You can summer trim your roses this week and have them back flowering in full bloom in just eight weeks, that’s a week after Easter. Now a trim, means a removal of up to one third of the canopy and given the height of some local bushes, that’s quite a bit of foliage.

Of course if you are just removing your rose blooms for cut flowers, then the recurrent flowering types are back into bud almost immediately, but sooner or later they get long and leggy, lacking vigour in the buds. Hence the need to summer prune floribundas and hybrid teas shrub roses.

Fertilize them immediately afterwards too, but that that could go for any plants you prune at this time of year too, since there is still a lot of growth season left for your climbers, herbaceous plants and certainly the lawn.

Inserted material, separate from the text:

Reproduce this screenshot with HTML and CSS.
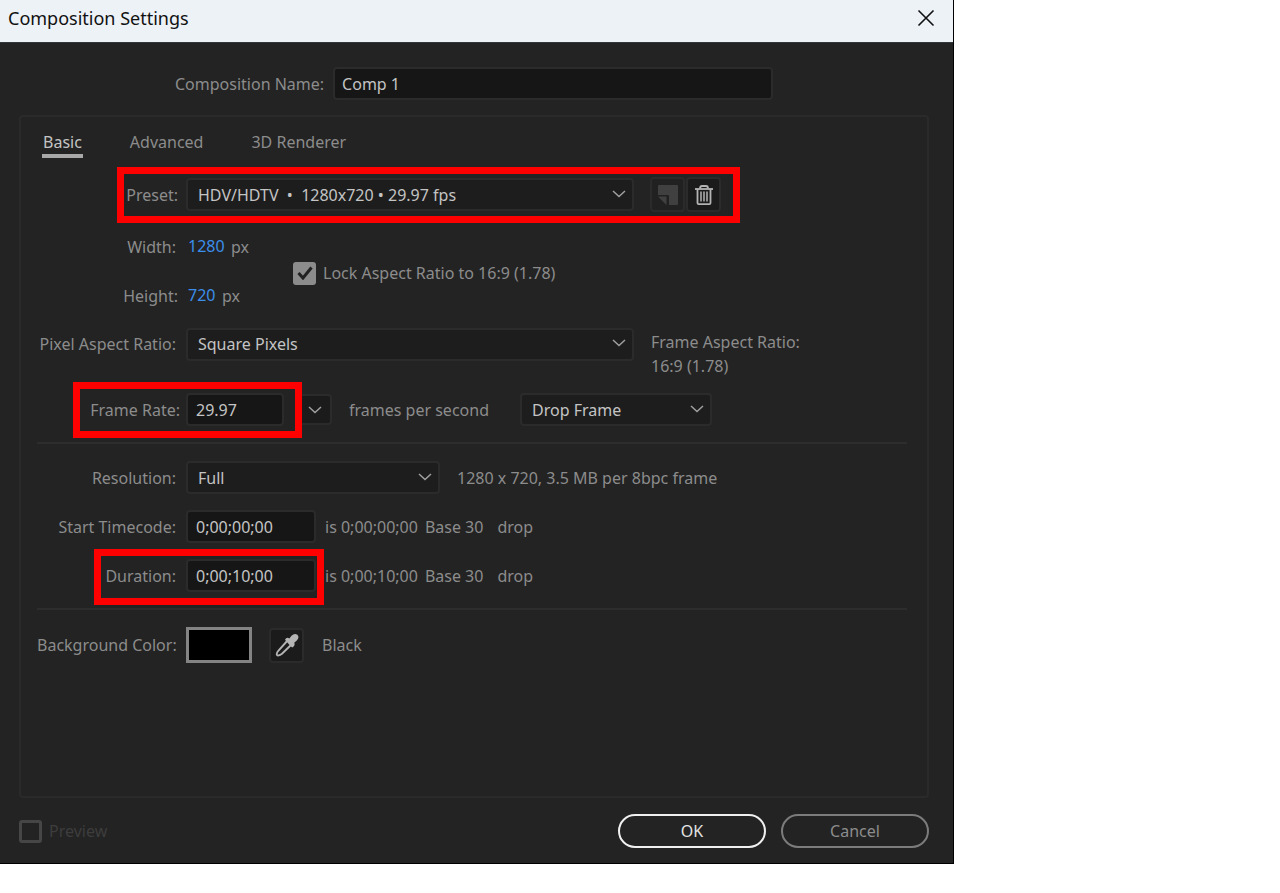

Lawns get sadly neglected after Christmas in this area. They need at least two feeds between all that ho ho-ing and Easter. I recommend one feed with the pulverised organic material or pellets if you have a dog that will leave them alone, then a feed a month or so later with a water-soluble fertilizer. That way they get the best of both nutrient worlds.

Speaking of Christmas, I have to finally admit that I have at last killed the ‘one-was-alive’ Norwegian Spruce Christmas tree, that graced our indoors through the festive season. Seems an over zealous hardening-off by yours truly under a relentlessly cloudless sky was the culprit. Yes I admit it. Still at $20, I reckon they’re good value.

Aren’t the Crepe Myrtles lovely this year with all this heat? I haven’t seen a speck of powdery mildew either, which they are usually most prone to. By the way the new dwarf "Indian Summer"™ varieties have far greater resistance to mildew, so when we get one of those humid summers, they will look just as good as they are all looking this year.